Since 2010 is the first season where Pomeroy published pregame winning percentage expectation, we begin with this season out of necessity. KU has played 223 games at the Phog in that time, again winning 212 of those games. But what was the expected number of wins (per Pomeroy)? All we have to do is add up each game’s pregame expected winning percentage to get this number. After collecting the data, we arrive at 194.9 expected wins. Simply subtract 212-194.9, and we get 17.1 Wins Above Expectation (abbreviated WAE). In 14 seasons, this works out to over 1 win per year, which can be significant in tight conference races.

This gets us somewhat of an understanding of the excellence of the Fieldhouse, but it still needs further context. After all, just as with anything else there has to be some places which perform better than expectation (just as there are some arenas that perform worse than expectation). In short, is 17.1 WAE a statistically significant difference?

To test this, we constructed a simulation which would run each game 10,000 times (using KenPom’s pregame odds) to see the frequency of results as a total win/loss record. For instance, if KU goes 212-11 in 20% of simulations, this means that it isn’t that unlikely and Allen Fieldhouse’s accolades are overstated.

So, running the results this time, we got these totals (in wins out of 223 games):

The average number of wins in the simulation is very close to the true expected number of wins, helping confirm that 10,000 sims was a large enough size. The standard deviation is listed next. The next number is the highest number of total wins in any specific sim, with the number below that the lowest number of total wins in any sim. Last, the range shows the broad difference between high and low win totals.

The Max number of 214 shows that we have at least one result of at least 212 wins, just through “luck.” This tells us that, given enough chances, KU’s run over the past 14 seasons could be replicated at a different home arena. This is noteworthy, but we still need to calculate a few more numbers before we fully discount the aura of “THE PHOG.”

Taking 212 wins (given pregame winning expectations), a z-score of this event occurring is 3.66. Converting this to percentile terms, this high level of a z-score is in the 99.99%. We see next that there was 1 total result of 212+ wins in the 10,000 simulations, and we would expect this result (212 + wins) to occur in 1 out of 8,051 random sims. Last we see the WAE number of 17.09.

In layman’s terms, Allen Fieldhouse has won games for KU. We can factor out KU’s elite talent, as that is already calculated in pregame winning percentage expectations. We can factor out general home-court advantage, as KenPom’s system accounts for where games are played. What is left is the pure aura of Allen Fieldhouse. How KU wins this many games is up for debate. But there is something special about the Phog, and it is something that persists over time.

Kansas 67, Texas Tech 63

Jalen Wilson was KU’s best performer for the 14th time in 30 games this season. He was productive but not efficient on offense, and far better on defense than given credit for. The only other starter to produce a positive-value game was K.J. Adams, who also played good defense overall despite giving up a few baskets inside due to his size at the 5. Ernest Udeh also had a positive game and now sits just fractionally above-bubble for the season.

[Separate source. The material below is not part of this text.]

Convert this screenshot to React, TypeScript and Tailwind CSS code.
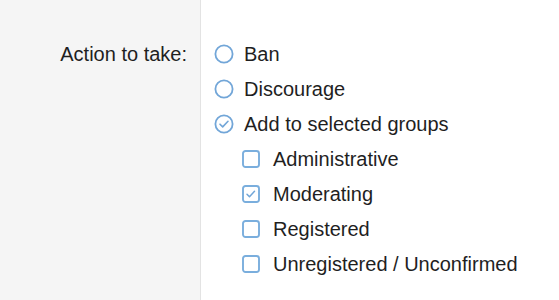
import React from 'react';

const font = { fontFamily: '"Liberation Sans", Arial, sans-serif' };

const Radio = ({ checked }: { checked?: boolean }) => (
  <svg width="20" height="20" viewBox="0 0 20 20" className="shrink-0">
    <circle cx="10" cy="10" r="8.6" fill="white" stroke="#72a6d8" strokeWidth="1.8" />
    {checked && (
      <path d="M6 10.2l2.7 2.7 5.3-5.6" fill="none" stroke="#72a6d8" strokeWidth="1.6" strokeLinecap="round" strokeLinejoin="round" />
    )}
  </svg>
);

const Checkbox = ({ checked }: { checked?: boolean }) => (
  <svg width="18" height="18" viewBox="0 0 18 18" className="shrink-0">
    <rect x="1" y="1" width="16" height="16" rx="2.5" fill="white" stroke="#7aaedd" strokeWidth="1.9" />
    {checked && (
      <path d="M5 9.2l2.5 2.5 5-5.4" fill="none" stroke="#72a6d8" strokeWidth="1.5" strokeLinecap="round" strokeLinejoin="round" />
    )}
  </svg>
);

const radios = [
  { label: 'Ban', checked: false },
  { label: 'Discourage', checked: false },
  { label: 'Add to selected groups', checked: true },
];

const groups = [
  { label: 'Administrative', checked: false },
  { label: 'Moderating', checked: true },
  { label: 'Registered', checked: false },
  { label: 'Unregistered / Unconfirmed', checked: false },
];

export default function App() {
  return (
    <div className="flex h-[300px] w-[559px] bg-white text-[20px] text-[#1f1f1f]" style={font}>
      <div className="w-[201px] shrink-0 bg-[#f5f5f5] border-r border-[#e3e3e3] pt-[36px] pr-[13px]">
        <div className="flex h-[35px] items-center justify-end">Action to take:</div>
      </div>
      <div className="flex-1 pt-[36px] pl-[13px]">
        {radios.map((r) => (
          <div key={r.label} className="flex items-center h-[35px] gap-[10px]">
            <Radio checked={r.checked} />
            <span>{r.label}</span>
          </div>
        ))}
        <div className="pl-[28px]">
          {groups.map((g) => (
            <div key={g.label} className="flex items-center h-[35px] gap-[13px]">
              <Checkbox checked={g.checked} />
              <span>{g.label}</span>
            </div>
          ))}
        </div>
      </div>
    </div>
  );
}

On the other end of things, Kevin McCullar graded slightly below-bubble but made memorable clutch plays late. His recovery block on former teammate and fellow Kevin was incredible. His hustle for the stick back basket to put the Hawks up 3 late was just another of huge high-leverage positive final-minute plays that he has made in close games this season. If the game is close, he just seems to be able to make the winning play. Dejuan Harris had a surprisingly negative game, although the deep 3 he allowed with a few seconds left (to cut a 5 point lead to 2) was a contributing factor. It wasn’t bad D, but his man stuck the shot so per the system these points were allowed by him. These types of “luck” plays will certainly balance out over the course of a season, so be careful to not extrapolate from single-game results. Gradey Dick was KU’s worst starter, but overall his performance was only negative due to poor shooting (0-7 from the floor, 4-4 FT’s for a TS% of 22.2%). Joe Yesufu hit his first 3 (when the KU starters couldn’t get anything to drop from the outside), but then proceeded to miss 2 shots and allow 6 points on defense. Since a nice, three-game run in late January/early February, he has recorded an average Adj. PPG +/- of -2.10 over his last 6 games. Still, he has been KU’s best guard/wing off the bench for the year and likely deserves 8-10 minutes per game. Bobby Pettiford only played a few minutes and missed his only shot.

The TEAM score was barely bubble-level but enough to get it done against an actual bubble-team.

Kansas 76, West Virginia 74

Dejuan Harris had his best career game and his 3rd team-MVP of the season. He was also KU’s best offensive and defensive player Saturday, something which has occurred in only 7 of the team’s 29 games this season. Over his last 6 games, Dejuan has averaged a game score of +6.07, the best on the team in that span.

Kevin McCullar, Gradey Dick, and Jalen Wilson each had slightly positive games. McCullar made numerous impressive defensive plays in the second half, but also gave up a few baskets. He hit some nice shots to finish with a positive offensive outing. Dick would have had a better game, but he gave points away in the final few minutes. Jalen Wilson had a quiet game but still managed to do enough to generate positive value.

K.J. Adams was the only starter to record a negative-value game. The bench had its worst game in weeks. Hopefully this is just a blip that will be corrected in upcoming games.

The TEAM score of +1.79 was the team’s lowest since the road Iowa State loss, but it was still good enough to earn the team the win. Let’s hope the gray/white jerseys are done with. Traditional color schemes need to be preserved.